Zahra ID AHMED : Ce travail de thèse sur la communication organisationnelle et la responsabilité sociale des entreprises est le fruit d'une observation de plusieurs années. Il prend sa source non seulement dans mes études en sciences de l'information et de la communication mais aussi dans mes expériences professionnelles, durant mes missions et les séminaires que j'ai suivis. Je voulais en effet, comprendre comment le discours sur l'éthique et la RSE se traduit au sud, comment son empreinte dans l'économie se manifeste dans des pays qui ne sont pas habitués à ces concepts nés à l'étranger, et dont les pratiques sociales et culturelles sont différentes. L'entreprise AXA publie beaucoup d'éléments, des chartes éthiques, des rapports RSE, elle est très active dans le domaine de la solidarité avec la fondation Axa Atout Coeur, mais j'ai pu observer les écarts considérables de compréhension et d'appropriation en fonction des contextes. J'ai publié en 2016 un article sur le sujet du management interculturel et la RSE dans une revue française  

En parallèle de ce travail de recherche j'interviens dans l’enseignement supérieur notamment à l'Université Catholique de l'Ouest, au sein des universités de Rennes 1 et Rennes 2, Rennes School of Business et au centre d'étude diplomatique et stratégique.

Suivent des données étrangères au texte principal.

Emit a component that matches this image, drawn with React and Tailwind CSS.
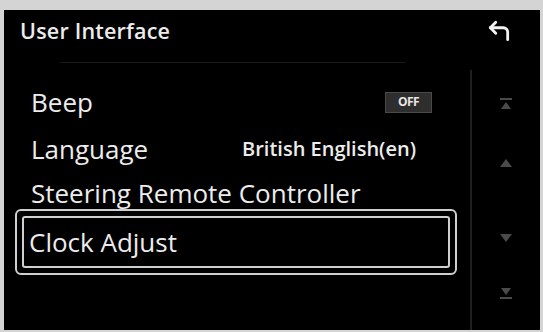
import { CornerUpLeft } from "lucide-react";

const font = { fontFamily: '"Open Sans", "Noto Sans", sans-serif' };

function ScrollIcon({ kind }) {
  return (
    <svg width="14" height="14" viewBox="0 0 14 14" className="text-[#4a4a4a]">
      {kind === "top" && (
        <>
          <rect x="1" y="1" width="12" height="2" fill="currentColor" />
          <path d="M7 5 L12 12 L2 12 Z" fill="currentColor" />
        </>
      )}
      {kind === "up" && <path d="M7 3 L13 11 L1 11 Z" fill="currentColor" />}
      {kind === "down" && <path d="M1 3 L13 3 L7 11 Z" fill="currentColor" />}
      {kind === "bottom" && (
        <>
          <path d="M2 2 L12 2 L7 9 Z" fill="currentColor" />
          <rect x="1" y="11" width="12" height="2" fill="currentColor" />
        </>
      )}
    </svg>
  );
}

export default function App() {
  return (
    <div
      className="w-[543px] h-[332px] bg-[#d4d4d4] pt-[10px] pl-[4px] pr-[3px] pb-[2px] overflow-hidden"
      style={font}
    >
      <div className="flex h-full flex-col bg-black text-[#ececec]">
        {/* Header */}
        <div className="flex h-[42px] items-center justify-between pl-[16px] pr-[28px]">
          <span className="text-[21.5px] font-semibold leading-none tracking-[0.2px]">
            User Interface
          </span>
          <CornerUpLeft className="h-[26px] w-[26px] text-[#f2f2f2]" strokeWidth={2.6} />
        </div>

        <div className="flex flex-1">
          {/* List */}
          <div className="flex-1 pt-[10px]">
            <div className="ml-[56px] mr-[64px] h-px bg-[#181818]" />
            <div className="pt-[16px]">
              <div className="flex h-[46px] items-center justify-between pl-[27px] pr-[38px]">
                <span className="text-[26px] font-medium leading-none">Beep</span>
                <span className="flex h-[21px] w-[47px] items-center justify-center border border-[#4a4a4a] bg-[#2e2e2e] text-[12px] font-bold tracking-[-0.5px] text-[#e6e6e6]">
                  OFF
                </span>
              </div>
              <div className="flex h-[47px] items-center justify-between pl-[27px] pr-[54px]">
                <span className="text-[26px] font-medium leading-none">Language</span>
                <span className="text-[20px] font-semibold leading-none">
                  British English(en)
                </span>
              </div>
              <div className="flex h-[37px] items-start pl-[27px] pt-[6px]">
                <span className="text-[26px] font-medium leading-[30px]">
                  Steering Remote Controller
                </span>
              </div>
              <div className="ml-[11px] mr-[13px] h-[66px] rounded-[6px] border-2 border-[#cfcfcf] p-[5px]">
                <div className="flex h-full items-center rounded-[3px] border-2 border-[#cfcfcf] pl-[5px]">
                  <span className="text-[26px] font-medium leading-none">Clock Adjust</span>
                </div>
              </div>
            </div>
          </div>

          {/* Scroll column */}
          <div className="mt-[18px] w-[2px] bg-[#1f1f1f]" />
          <div className="flex w-[68px] flex-col items-center pt-[45px]">
            <ScrollIcon kind="top" />
            <div className="h-[45px]" />
            <ScrollIcon kind="up" />
            <div className="h-[61px]" />
            <ScrollIcon kind="down" />
            <div className="h-[41px]" />
            <ScrollIcon kind="bottom" />
          </div>
        </div>
      </div>
    </div>
  );
}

Sur cette photo : Zahra Id Ahmed est au centre, Moussa Seck est à sa gauche.

Sur cette photo : Zahra Id Ahmed est au centre, Moussa Seck est à sa gauche.

AGADD : En sus de la recherche et de l’enseignement, vous êtes active dans plusieurs mouvements pour le développement économique du continent africain. Quels sont ces autres engagements ?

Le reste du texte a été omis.